- _Directions for this task_
Every line of the material is to be quoted verbatim, minus the pictures.
:: Supplied information
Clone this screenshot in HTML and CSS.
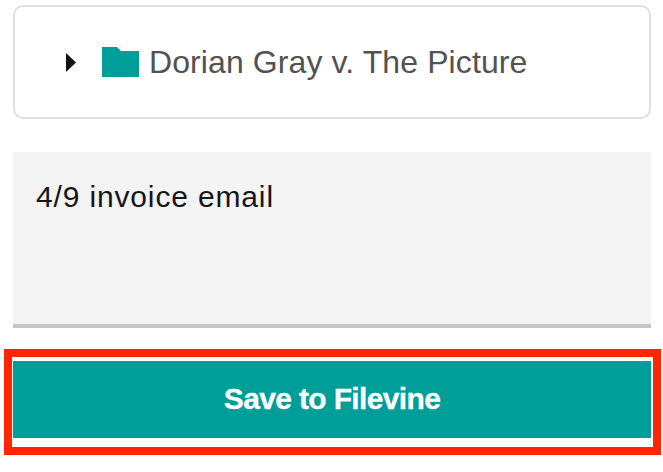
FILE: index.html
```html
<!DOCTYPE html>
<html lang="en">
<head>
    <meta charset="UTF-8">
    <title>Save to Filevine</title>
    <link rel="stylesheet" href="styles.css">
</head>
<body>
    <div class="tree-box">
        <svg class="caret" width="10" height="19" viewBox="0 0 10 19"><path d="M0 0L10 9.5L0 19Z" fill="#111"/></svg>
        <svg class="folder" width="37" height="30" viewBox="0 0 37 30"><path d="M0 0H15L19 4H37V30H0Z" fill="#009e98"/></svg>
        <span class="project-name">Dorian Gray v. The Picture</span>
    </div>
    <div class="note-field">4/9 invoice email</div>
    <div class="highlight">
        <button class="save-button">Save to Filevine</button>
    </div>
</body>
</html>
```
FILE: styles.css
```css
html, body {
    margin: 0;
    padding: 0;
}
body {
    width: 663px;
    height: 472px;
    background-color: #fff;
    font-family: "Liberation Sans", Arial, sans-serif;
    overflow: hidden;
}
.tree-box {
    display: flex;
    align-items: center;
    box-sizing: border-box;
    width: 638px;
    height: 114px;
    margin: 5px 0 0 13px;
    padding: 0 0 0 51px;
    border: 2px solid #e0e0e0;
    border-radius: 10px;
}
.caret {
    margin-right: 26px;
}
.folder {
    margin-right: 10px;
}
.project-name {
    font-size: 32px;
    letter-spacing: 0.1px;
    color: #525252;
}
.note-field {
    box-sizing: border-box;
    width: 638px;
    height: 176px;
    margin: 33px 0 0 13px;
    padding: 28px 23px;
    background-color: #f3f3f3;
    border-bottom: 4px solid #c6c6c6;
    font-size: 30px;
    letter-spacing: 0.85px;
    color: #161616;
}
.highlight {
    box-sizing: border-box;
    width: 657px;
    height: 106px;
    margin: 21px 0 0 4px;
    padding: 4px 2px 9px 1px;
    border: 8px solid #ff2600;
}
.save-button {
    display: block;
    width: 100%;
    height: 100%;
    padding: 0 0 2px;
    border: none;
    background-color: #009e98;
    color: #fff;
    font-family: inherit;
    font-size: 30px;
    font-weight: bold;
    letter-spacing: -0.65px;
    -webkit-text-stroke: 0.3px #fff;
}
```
::::
- _Written solution_
Clone this screenshot in HTML and CSS.
FILE: index.html
```html
<!DOCTYPE html>
<html lang="en">
<head>
    <meta charset="UTF-8">
    <title>Save to Filevine</title>
    <link rel="stylesheet" href="styles.css">
</head>
<body>
    <div class="tree-box">
        <svg class="caret" width="10" height="19" viewBox="0 0 10 19"><path d="M0 0L10 9.5L0 19Z" fill="#111"/></svg>
        <svg class="folder" width="37" height="30" viewBox="0 0 37 30"><path d="M0 0H15L19 4H37V30H0Z" fill="#009e98"/></svg>
        <span class="project-name">Dorian Gray v. The Picture</span>
    </div>
    <div class="note-field">4/9 invoice email</div>
    <div class="highlight">
        <button class="save-button">Save to Filevine</button>
    </div>
</body>
</html>
```
FILE: styles.css
```css
html, body {
    margin: 0;
    padding: 0;
}
body {
    width: 663px;
    height: 472px;
    background-color: #fff;
    font-family: "Liberation Sans", Arial, sans-serif;
    overflow: hidden;
}
.tree-box {
    display: flex;
    align-items: center;
    box-sizing: border-box;
    width: 638px;
    height: 114px;
    margin: 5px 0 0 13px;
    padding: 0 0 0 51px;
    border: 2px solid #e0e0e0;
    border-radius: 10px;
}
.caret {
    margin-right: 26px;
}
.folder {
    margin-right: 10px;
}
.project-name {
    font-size: 32px;
    letter-spacing: 0.1px;
    color: #525252;
}
.note-field {
    box-sizing: border-box;
    width: 638px;
    height: 176px;
    margin: 33px 0 0 13px;
    padding: 28px 23px;
    background-color: #f3f3f3;
    border-bottom: 4px solid #c6c6c6;
    font-size: 30px;
    letter-spacing: 0.85px;
    color: #161616;
}
.highlight {
    box-sizing: border-box;
    width: 657px;
    height: 106px;
    margin: 21px 0 0 4px;
    padding: 4px 2px 9px 1px;
    border: 8px solid #ff2600;
}
.save-button {
    display: block;
    width: 100%;
    height: 100%;
    padding: 0 0 2px;
    border: none;
    background-color: #009e98;
    color: #fff;
    font-family: inherit;
    font-size: 30px;
    font-weight: bold;
    letter-spacing: -0.65px;
    -webkit-text-stroke: 0.3px #fff;
}
```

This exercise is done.